After telling all of our stories, we discussed how men and women grieve differently and issues that we face as bereaved parents. Then, Adam and I spent some time together telling each other what we admired and respected about how we've dealt with Leah's death and our grief. We also told each other what  we needed from each other to continue healing and dealing with our grief.

I told Adam how proud I was of him the week Leah was in the hospital. He showed his emotion, he made great decisions and he was calm. He handled everything so well when I couldn't even think. I remember one night Adam prayed, "Jesus, she's yours. We'd really like to keep her with us, but we know she's yours." I told Adam that night I couldn't pray that prayer, but I'm glad he did. I still have days that I struggle with the fact that Leah's His and always has been, but after this weekend, I'm doing a lot better with God.

On the agenda after dinner was, "Let's Have Some Fun!" We had no idea what was coming, but Nancy asked Adam and I to sit up front with two other couples. Turns out, we were playing "The Trulywed Game". Adam and I ended up winning! I said if I were to put him up for sale, I'd use "It's the cheesiest" for my advertising slogan, and he guessed right! :) I also learned that he hopes I never cook spaghetti with fresh vegetables again. :)

Sunday morning we had "Prayer and Praise on the Porch" and then "Worship and the Word". The prayer and praise time was wonderful. We spoke one sentence prayers of praise, thanksgiving, confession and supplication. It was helpful to hear others who were further along in their grief journey be able to praise God because it showed me that I'll get there again too.

Back inside, Nancy spoke about what Jesus tells us in our time of sorrow.

1) Matthew 26:38: Jesus knows what it's like to experience sorrow.

2) John 9:3: Leah's death was not a result of our sin, but it happened so that the work of God might be displayed in our life.

3) 2 Corinthians 12:9: Jesus is enough. This is the second time I've been reminded of this since Leah died, and it was just as hard to hear it this time as it was last time. But, it's the Truth.

4) Revelation 1:17-18: Jesus holds the keys to death and the grave.
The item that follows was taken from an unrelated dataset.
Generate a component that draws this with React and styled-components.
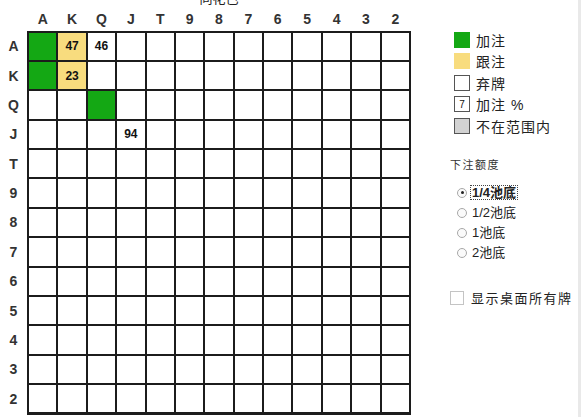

Leah couldn't have gone through death's door without Jesus opening it for her. He is in control, and it wasn't my fault or my doctor's fault. The means by which Leah died were incidental.

5) Matthew 11:28: Jesus gives us rest from our burdens.
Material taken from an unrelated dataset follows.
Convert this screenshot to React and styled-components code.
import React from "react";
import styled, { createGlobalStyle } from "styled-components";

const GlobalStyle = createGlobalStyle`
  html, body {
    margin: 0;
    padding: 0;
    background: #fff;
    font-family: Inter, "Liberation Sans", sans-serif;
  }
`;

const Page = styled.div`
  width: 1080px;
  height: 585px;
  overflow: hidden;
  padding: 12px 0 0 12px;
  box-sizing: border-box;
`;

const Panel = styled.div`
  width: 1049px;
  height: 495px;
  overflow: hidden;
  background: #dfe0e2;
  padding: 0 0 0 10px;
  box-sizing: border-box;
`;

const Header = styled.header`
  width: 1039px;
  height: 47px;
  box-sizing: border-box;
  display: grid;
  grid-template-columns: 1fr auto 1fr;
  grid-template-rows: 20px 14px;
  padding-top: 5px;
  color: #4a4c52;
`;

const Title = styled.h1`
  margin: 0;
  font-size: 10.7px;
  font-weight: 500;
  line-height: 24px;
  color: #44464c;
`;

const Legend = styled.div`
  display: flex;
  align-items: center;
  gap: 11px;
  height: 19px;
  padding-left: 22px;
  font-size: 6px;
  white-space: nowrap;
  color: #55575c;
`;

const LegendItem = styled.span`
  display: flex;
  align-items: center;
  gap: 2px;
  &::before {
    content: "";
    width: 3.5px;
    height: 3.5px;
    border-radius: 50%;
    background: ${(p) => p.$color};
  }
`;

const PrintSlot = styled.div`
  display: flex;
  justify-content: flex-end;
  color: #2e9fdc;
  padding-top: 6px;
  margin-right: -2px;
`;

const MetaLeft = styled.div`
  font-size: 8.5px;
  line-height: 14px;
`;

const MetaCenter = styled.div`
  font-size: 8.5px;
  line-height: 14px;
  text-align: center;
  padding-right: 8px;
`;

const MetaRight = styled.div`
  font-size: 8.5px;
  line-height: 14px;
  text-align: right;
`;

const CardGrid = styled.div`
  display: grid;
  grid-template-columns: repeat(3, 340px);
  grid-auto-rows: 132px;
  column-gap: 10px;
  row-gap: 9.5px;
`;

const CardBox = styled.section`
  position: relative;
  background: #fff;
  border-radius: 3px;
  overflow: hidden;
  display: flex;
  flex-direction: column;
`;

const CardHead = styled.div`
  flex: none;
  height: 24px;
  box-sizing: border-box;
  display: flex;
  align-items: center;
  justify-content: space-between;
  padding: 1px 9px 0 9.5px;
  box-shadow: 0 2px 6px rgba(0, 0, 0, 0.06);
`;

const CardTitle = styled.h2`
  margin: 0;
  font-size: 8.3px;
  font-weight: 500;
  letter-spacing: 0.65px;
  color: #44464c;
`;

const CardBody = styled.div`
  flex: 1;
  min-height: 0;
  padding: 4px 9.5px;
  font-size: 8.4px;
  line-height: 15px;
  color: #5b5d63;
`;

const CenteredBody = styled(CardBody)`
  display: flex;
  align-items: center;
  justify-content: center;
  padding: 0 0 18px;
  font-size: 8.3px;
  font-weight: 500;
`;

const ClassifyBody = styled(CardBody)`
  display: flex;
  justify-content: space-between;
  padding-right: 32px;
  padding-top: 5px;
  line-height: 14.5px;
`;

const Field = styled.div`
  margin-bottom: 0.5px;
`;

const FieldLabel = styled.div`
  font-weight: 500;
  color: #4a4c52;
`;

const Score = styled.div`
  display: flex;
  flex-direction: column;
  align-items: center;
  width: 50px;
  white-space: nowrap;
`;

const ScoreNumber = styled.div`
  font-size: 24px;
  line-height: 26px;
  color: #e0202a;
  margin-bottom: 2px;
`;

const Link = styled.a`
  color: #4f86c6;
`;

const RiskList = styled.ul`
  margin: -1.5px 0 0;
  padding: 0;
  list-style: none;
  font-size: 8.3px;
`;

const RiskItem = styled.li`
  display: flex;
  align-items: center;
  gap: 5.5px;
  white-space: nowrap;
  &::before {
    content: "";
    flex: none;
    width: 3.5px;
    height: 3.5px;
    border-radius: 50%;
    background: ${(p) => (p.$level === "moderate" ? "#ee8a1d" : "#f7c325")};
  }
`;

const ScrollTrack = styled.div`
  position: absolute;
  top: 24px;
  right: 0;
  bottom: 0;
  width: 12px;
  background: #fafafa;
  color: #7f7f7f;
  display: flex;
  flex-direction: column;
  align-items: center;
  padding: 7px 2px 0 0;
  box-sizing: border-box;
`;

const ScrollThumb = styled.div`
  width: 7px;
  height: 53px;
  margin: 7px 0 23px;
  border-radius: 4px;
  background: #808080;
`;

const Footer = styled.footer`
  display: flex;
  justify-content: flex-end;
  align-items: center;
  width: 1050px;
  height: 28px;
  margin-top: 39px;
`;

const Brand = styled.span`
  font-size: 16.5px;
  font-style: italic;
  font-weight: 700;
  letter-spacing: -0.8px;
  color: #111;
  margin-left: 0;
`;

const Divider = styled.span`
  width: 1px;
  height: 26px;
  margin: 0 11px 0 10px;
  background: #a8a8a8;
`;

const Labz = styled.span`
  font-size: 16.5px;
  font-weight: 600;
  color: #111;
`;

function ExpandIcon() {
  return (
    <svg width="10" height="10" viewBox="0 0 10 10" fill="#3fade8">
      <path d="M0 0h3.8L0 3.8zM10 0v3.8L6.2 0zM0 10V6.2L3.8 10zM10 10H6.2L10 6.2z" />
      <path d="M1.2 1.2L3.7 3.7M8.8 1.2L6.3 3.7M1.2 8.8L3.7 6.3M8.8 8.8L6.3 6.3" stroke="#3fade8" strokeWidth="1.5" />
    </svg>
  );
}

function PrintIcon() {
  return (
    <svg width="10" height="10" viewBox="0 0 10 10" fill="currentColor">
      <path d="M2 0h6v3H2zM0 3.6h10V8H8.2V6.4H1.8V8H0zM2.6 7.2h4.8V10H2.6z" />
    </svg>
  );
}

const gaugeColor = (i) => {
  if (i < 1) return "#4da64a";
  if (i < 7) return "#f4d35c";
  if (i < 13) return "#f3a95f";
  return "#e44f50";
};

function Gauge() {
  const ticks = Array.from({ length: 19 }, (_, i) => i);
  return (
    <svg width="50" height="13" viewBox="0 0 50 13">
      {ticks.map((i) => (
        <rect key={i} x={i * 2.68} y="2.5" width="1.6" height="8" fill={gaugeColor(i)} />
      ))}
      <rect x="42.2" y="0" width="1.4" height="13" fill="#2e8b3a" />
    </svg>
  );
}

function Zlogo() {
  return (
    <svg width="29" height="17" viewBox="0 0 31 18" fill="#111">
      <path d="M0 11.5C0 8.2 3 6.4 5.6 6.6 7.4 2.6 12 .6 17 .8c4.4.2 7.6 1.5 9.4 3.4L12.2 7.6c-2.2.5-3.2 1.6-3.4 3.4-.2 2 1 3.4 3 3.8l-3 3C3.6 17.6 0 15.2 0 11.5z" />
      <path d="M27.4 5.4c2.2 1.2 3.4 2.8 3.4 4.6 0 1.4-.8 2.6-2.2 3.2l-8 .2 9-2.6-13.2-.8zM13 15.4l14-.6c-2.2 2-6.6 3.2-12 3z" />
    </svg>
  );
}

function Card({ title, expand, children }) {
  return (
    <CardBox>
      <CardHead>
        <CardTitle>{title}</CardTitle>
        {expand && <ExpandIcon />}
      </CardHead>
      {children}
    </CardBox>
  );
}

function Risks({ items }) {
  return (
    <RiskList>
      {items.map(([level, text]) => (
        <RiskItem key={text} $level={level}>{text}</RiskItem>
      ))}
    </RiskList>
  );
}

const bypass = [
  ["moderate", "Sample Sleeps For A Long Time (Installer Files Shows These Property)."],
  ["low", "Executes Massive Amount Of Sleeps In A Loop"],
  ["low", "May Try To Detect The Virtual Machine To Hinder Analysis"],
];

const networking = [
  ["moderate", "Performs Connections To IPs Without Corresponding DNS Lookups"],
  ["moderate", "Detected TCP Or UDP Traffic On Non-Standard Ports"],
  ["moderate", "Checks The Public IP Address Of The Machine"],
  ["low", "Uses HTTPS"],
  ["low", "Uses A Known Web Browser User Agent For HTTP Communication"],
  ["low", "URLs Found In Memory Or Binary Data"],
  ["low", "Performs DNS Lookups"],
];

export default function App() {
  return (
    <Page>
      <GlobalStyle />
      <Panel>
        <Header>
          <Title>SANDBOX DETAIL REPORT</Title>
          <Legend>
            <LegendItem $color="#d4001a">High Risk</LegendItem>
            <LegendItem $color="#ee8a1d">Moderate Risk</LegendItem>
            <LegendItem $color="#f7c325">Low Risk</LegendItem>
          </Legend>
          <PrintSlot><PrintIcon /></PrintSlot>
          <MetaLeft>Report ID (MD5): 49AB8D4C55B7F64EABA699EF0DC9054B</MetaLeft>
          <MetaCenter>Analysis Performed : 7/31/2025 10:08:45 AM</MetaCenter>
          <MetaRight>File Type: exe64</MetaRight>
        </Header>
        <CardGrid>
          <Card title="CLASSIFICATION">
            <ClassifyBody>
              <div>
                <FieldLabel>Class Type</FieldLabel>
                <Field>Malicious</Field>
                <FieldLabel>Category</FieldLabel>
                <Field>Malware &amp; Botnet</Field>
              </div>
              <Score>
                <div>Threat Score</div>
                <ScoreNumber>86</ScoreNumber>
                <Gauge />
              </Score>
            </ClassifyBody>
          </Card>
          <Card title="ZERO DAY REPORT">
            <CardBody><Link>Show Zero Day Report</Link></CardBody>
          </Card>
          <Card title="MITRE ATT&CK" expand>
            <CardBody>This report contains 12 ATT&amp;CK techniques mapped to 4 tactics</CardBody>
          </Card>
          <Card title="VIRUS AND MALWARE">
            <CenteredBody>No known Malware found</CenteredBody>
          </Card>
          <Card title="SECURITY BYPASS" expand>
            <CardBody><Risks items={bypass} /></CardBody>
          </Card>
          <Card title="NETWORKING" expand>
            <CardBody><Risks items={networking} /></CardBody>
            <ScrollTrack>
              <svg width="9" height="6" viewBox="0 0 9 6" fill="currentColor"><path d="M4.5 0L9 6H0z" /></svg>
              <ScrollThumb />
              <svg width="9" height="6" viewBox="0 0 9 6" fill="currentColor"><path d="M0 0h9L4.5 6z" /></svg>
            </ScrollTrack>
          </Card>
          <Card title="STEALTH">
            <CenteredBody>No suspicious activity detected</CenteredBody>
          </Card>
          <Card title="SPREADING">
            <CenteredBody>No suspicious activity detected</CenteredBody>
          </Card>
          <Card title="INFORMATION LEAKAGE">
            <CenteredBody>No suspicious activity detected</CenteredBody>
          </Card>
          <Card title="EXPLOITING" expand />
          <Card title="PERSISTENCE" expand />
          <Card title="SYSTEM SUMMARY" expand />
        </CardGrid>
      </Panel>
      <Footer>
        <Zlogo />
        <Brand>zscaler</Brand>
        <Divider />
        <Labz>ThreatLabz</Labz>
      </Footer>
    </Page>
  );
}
We sang many songs throughout the morning, but we ended with "Blessed be the Name of the Lord." The last time I sang that, I cried all the way through. This time, I was able to sing it with hands lifted to God, but when we got to "He gives and takes away, He gives and takes away", I lost it again. It's so hard to think about that and want to bless God's name, even when, or especially when, He's taken my daughter away. Of course, as that song says, He gave her to me in the first place.

Before we left, we all took a picture together. All of our smiles stand out to me in this picture. I can really see the joy of the Lord shining through all of our faces. It's amazing!
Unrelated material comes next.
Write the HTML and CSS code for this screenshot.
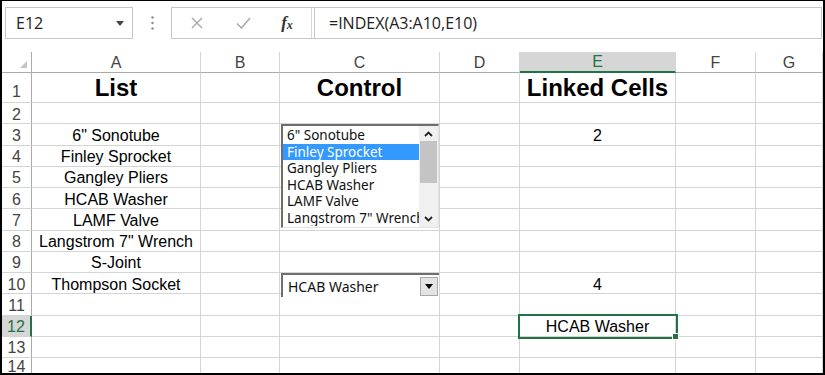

Then, we got all the pictures of our children together and took a picture. One lady commented that while taking the picture, it hit her that all of our children knew each other before the parents met this weekend. That's a powerful thought! Another guy mentioned that when he goes to heaven and sees a little red headed girl with a Roll Tide t-shirt on, he'd say "Hey Leah, I know your parents." :) I love when people say things that I haven't even thought about!


Leah's friends in heaven.
Leah, I miss you so much, but I know you are having a wonderful time with our Savior. I'll see you one day!


1 comment:

  1. Wow, I loved reading this. I know some other couples who would benefit from this retreat.